Conference Tournament championships
- MPSF 2018, 2019

= San Diego State Aztecs women's lacrosse =

College women's lacrosse team

The San Diego State Aztecs women's lacrosse team is the women's lacrosse program that represents San Diego State University (SDSU). The Aztecs compete in NCAA Division I as an affiliate member of the Big 12 Conference.
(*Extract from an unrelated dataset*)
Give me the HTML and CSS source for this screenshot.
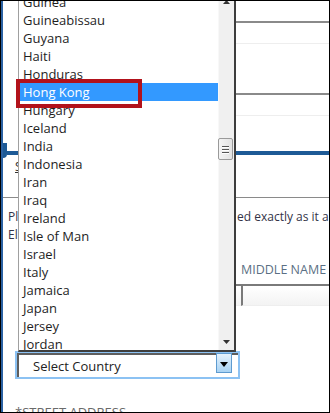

The team plays its home games at the Aztec Lacrosse Field.

The Aztecs had played in the Pac-12 Conference in the 2024 season, but with the impending collapse of the Pac-12 as a backdrop, the team announced plans to join the Big 12 as an affiliate member for women's lacrosse on February 21, 2024.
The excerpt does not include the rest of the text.